Given data =>

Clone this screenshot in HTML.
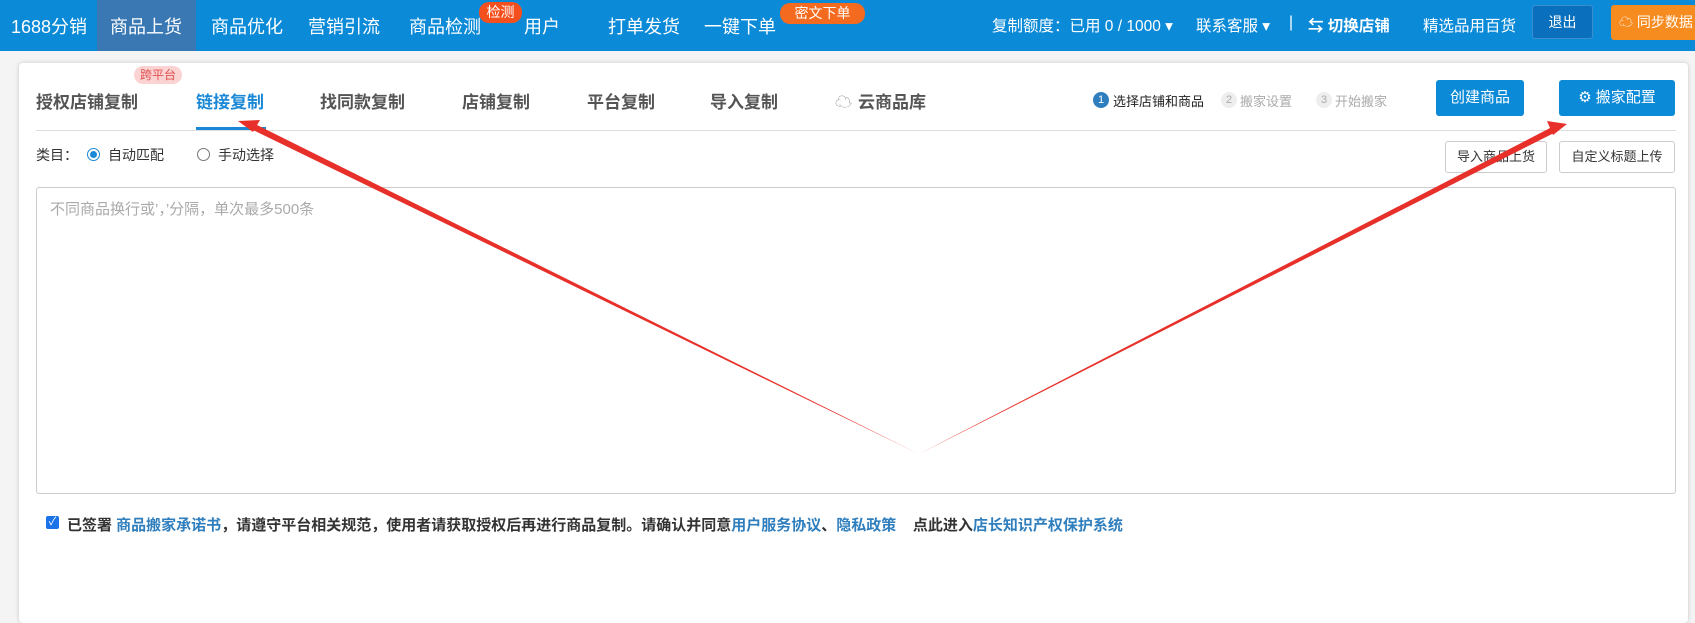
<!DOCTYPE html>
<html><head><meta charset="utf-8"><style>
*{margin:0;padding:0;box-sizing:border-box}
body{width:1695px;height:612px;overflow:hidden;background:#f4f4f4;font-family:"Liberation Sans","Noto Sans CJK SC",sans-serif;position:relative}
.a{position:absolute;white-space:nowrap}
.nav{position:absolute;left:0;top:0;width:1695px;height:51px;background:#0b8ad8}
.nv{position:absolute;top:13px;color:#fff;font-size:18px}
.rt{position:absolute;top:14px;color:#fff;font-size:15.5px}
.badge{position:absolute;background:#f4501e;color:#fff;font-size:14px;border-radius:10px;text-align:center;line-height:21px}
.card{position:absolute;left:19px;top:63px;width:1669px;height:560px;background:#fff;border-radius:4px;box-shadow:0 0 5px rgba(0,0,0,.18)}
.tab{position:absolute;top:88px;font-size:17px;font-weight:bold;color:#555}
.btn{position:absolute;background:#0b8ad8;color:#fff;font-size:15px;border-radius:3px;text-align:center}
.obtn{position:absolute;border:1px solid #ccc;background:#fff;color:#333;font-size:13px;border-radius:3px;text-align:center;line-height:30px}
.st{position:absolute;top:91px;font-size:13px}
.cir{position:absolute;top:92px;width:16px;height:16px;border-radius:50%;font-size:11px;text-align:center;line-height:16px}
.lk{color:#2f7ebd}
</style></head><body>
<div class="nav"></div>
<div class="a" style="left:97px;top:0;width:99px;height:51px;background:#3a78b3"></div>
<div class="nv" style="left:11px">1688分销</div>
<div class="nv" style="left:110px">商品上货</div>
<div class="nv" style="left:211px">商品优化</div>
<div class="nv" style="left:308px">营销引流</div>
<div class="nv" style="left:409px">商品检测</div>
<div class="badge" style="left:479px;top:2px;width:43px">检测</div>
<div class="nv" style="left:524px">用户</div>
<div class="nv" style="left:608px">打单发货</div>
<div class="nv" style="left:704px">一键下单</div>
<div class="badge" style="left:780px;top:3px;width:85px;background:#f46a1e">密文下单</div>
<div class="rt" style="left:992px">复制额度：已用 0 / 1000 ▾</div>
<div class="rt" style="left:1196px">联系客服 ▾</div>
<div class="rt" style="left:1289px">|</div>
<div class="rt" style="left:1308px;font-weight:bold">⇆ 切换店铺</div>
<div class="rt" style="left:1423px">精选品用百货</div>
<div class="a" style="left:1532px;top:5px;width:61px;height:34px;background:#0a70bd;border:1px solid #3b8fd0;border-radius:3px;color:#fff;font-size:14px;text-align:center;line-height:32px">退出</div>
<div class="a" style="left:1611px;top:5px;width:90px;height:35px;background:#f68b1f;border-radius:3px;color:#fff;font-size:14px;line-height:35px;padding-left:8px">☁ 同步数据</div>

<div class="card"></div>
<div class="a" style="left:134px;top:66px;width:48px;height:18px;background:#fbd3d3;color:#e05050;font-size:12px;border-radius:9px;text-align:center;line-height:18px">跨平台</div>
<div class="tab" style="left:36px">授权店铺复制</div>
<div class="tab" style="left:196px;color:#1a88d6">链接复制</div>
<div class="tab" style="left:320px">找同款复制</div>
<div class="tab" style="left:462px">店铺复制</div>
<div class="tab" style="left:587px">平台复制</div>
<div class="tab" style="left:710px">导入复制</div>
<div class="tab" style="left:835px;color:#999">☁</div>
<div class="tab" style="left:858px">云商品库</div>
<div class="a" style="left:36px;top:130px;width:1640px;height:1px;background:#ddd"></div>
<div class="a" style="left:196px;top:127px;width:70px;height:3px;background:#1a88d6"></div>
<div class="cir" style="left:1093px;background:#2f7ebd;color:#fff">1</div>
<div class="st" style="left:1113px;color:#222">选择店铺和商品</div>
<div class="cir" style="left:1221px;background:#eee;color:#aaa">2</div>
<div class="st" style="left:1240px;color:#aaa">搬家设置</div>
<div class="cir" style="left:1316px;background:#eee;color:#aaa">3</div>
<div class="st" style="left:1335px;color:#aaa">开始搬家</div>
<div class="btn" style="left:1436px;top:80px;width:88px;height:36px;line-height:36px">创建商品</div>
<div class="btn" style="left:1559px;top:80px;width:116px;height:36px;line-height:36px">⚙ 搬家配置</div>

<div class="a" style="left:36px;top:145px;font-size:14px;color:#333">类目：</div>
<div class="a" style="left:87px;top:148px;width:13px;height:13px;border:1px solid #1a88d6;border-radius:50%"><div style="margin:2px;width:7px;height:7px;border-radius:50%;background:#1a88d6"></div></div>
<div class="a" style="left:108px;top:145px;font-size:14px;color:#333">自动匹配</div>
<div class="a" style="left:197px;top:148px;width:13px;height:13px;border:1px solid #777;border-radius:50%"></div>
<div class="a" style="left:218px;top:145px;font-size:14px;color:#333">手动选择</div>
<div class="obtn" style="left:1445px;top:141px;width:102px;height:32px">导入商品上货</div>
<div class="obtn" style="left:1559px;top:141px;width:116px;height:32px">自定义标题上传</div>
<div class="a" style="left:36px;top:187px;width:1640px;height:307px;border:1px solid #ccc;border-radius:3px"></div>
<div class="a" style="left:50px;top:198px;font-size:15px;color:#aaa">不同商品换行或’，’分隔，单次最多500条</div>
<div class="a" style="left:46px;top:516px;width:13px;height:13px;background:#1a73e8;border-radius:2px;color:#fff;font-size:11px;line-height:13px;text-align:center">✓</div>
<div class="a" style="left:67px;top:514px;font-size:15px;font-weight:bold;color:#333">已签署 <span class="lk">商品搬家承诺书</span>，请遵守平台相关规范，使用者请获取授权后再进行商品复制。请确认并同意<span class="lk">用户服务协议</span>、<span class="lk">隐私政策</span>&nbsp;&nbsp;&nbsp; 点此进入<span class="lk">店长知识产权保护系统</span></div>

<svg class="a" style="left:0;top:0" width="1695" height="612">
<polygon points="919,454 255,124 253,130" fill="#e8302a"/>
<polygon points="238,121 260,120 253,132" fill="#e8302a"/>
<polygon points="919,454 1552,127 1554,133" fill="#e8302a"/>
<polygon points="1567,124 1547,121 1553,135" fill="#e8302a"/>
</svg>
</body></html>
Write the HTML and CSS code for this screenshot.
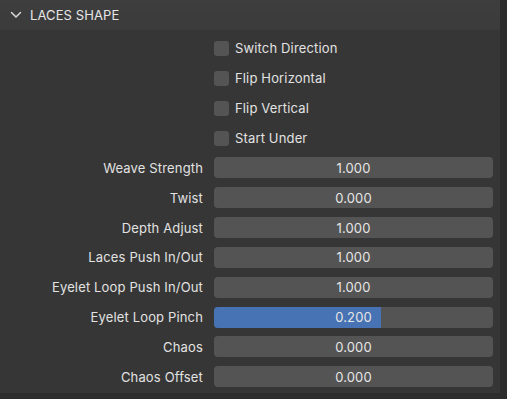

Given task =>
Pictures are excluded; output everything else in the data verbatim.

Task answer =>
Clone this screenshot in HTML.
<!DOCTYPE html>
<html><head><meta charset="utf-8"><style>
*{margin:0;padding:0;box-sizing:border-box}
body{width:1695px;height:612px;overflow:hidden;background:#f4f4f4;font-family:"Liberation Sans","Noto Sans CJK SC",sans-serif;position:relative}
.a{position:absolute;white-space:nowrap}
.nav{position:absolute;left:0;top:0;width:1695px;height:51px;background:#0b8ad8}
.nv{position:absolute;top:13px;color:#fff;font-size:18px}
.rt{position:absolute;top:14px;color:#fff;font-size:15.5px}
.badge{position:absolute;background:#f4501e;color:#fff;font-size:14px;border-radius:10px;text-align:center;line-height:21px}
.card{position:absolute;left:19px;top:63px;width:1669px;height:560px;background:#fff;border-radius:4px;box-shadow:0 0 5px rgba(0,0,0,.18)}
.tab{position:absolute;top:88px;font-size:17px;font-weight:bold;color:#555}
.btn{position:absolute;background:#0b8ad8;color:#fff;font-size:15px;border-radius:3px;text-align:center}
.obtn{position:absolute;border:1px solid #ccc;background:#fff;color:#333;font-size:13px;border-radius:3px;text-align:center;line-height:30px}
.st{position:absolute;top:91px;font-size:13px}
.cir{position:absolute;top:92px;width:16px;height:16px;border-radius:50%;font-size:11px;text-align:center;line-height:16px}
.lk{color:#2f7ebd}
</style></head><body>
<div class="nav"></div>
<div class="a" style="left:97px;top:0;width:99px;height:51px;background:#3a78b3"></div>
<div class="nv" style="left:11px">1688分销</div>
<div class="nv" style="left:110px">商品上货</div>
<div class="nv" style="left:211px">商品优化</div>
<div class="nv" style="left:308px">营销引流</div>
<div class="nv" style="left:409px">商品检测</div>
<div class="badge" style="left:479px;top:2px;width:43px">检测</div>
<div class="nv" style="left:524px">用户</div>
<div class="nv" style="left:608px">打单发货</div>
<div class="nv" style="left:704px">一键下单</div>
<div class="badge" style="left:780px;top:3px;width:85px;background:#f46a1e">密文下单</div>
<div class="rt" style="left:992px">复制额度：已用 0 / 1000 ▾</div>
<div class="rt" style="left:1196px">联系客服 ▾</div>
<div class="rt" style="left:1289px">|</div>
<div class="rt" style="left:1308px;font-weight:bold">⇆ 切换店铺</div>
<div class="rt" style="left:1423px">精选品用百货</div>
<div class="a" style="left:1532px;top:5px;width:61px;height:34px;background:#0a70bd;border:1px solid #3b8fd0;border-radius:3px;color:#fff;font-size:14px;text-align:center;line-height:32px">退出</div>
<div class="a" style="left:1611px;top:5px;width:90px;height:35px;background:#f68b1f;border-radius:3px;color:#fff;font-size:14px;line-height:35px;padding-left:8px">☁ 同步数据</div>

<div class="card"></div>
<div class="a" style="left:134px;top:66px;width:48px;height:18px;background:#fbd3d3;color:#e05050;font-size:12px;border-radius:9px;text-align:center;line-height:18px">跨平台</div>
<div class="tab" style="left:36px">授权店铺复制</div>
<div class="tab" style="left:196px;color:#1a88d6">链接复制</div>
<div class="tab" style="left:320px">找同款复制</div>
<div class="tab" style="left:462px">店铺复制</div>
<div class="tab" style="left:587px">平台复制</div>
<div class="tab" style="left:710px">导入复制</div>
<div class="tab" style="left:835px;color:#999">☁</div>
<div class="tab" style="left:858px">云商品库</div>
<div class="a" style="left:36px;top:130px;width:1640px;height:1px;background:#ddd"></div>
<div class="a" style="left:196px;top:127px;width:70px;height:3px;background:#1a88d6"></div>
<div class="cir" style="left:1093px;background:#2f7ebd;color:#fff">1</div>
<div class="st" style="left:1113px;color:#222">选择店铺和商品</div>
<div class="cir" style="left:1221px;background:#eee;color:#aaa">2</div>
<div class="st" style="left:1240px;color:#aaa">搬家设置</div>
<div class="cir" style="left:1316px;background:#eee;color:#aaa">3</div>
<div class="st" style="left:1335px;color:#aaa">开始搬家</div>
<div class="btn" style="left:1436px;top:80px;width:88px;height:36px;line-height:36px">创建商品</div>
<div class="btn" style="left:1559px;top:80px;width:116px;height:36px;line-height:36px">⚙ 搬家配置</div>

<div class="a" style="left:36px;top:145px;font-size:14px;color:#333">类目：</div>
<div class="a" style="left:87px;top:148px;width:13px;height:13px;border:1px solid #1a88d6;border-radius:50%"><div style="margin:2px;width:7px;height:7px;border-radius:50%;background:#1a88d6"></div></div>
<div class="a" style="left:108px;top:145px;font-size:14px;color:#333">自动匹配</div>
<div class="a" style="left:197px;top:148px;width:13px;height:13px;border:1px solid #777;border-radius:50%"></div>
<div class="a" style="left:218px;top:145px;font-size:14px;color:#333">手动选择</div>
<div class="obtn" style="left:1445px;top:141px;width:102px;height:32px">导入商品上货</div>
<div class="obtn" style="left:1559px;top:141px;width:116px;height:32px">自定义标题上传</div>
<div class="a" style="left:36px;top:187px;width:1640px;height:307px;border:1px solid #ccc;border-radius:3px"></div>
<div class="a" style="left:50px;top:198px;font-size:15px;color:#aaa">不同商品换行或’，’分隔，单次最多500条</div>
<div class="a" style="left:46px;top:516px;width:13px;height:13px;background:#1a73e8;border-radius:2px;color:#fff;font-size:11px;line-height:13px;text-align:center">✓</div>
<div class="a" style="left:67px;top:514px;font-size:15px;font-weight:bold;color:#333">已签署 <span class="lk">商品搬家承诺书</span>，请遵守平台相关规范，使用者请获取授权后再进行商品复制。请确认并同意<span class="lk">用户服务协议</span>、<span class="lk">隐私政策</span>&nbsp;&nbsp;&nbsp; 点此进入<span class="lk">店长知识产权保护系统</span></div>

<svg class="a" style="left:0;top:0" width="1695" height="612">
<polygon points="919,454 255,124 253,130" fill="#e8302a"/>
<polygon points="238,121 260,120 253,132" fill="#e8302a"/>
<polygon points="919,454 1552,127 1554,133" fill="#e8302a"/>
<polygon points="1567,124 1547,121 1553,135" fill="#e8302a"/>
</svg>
</body></html>
Write the HTML and CSS code for this screenshot.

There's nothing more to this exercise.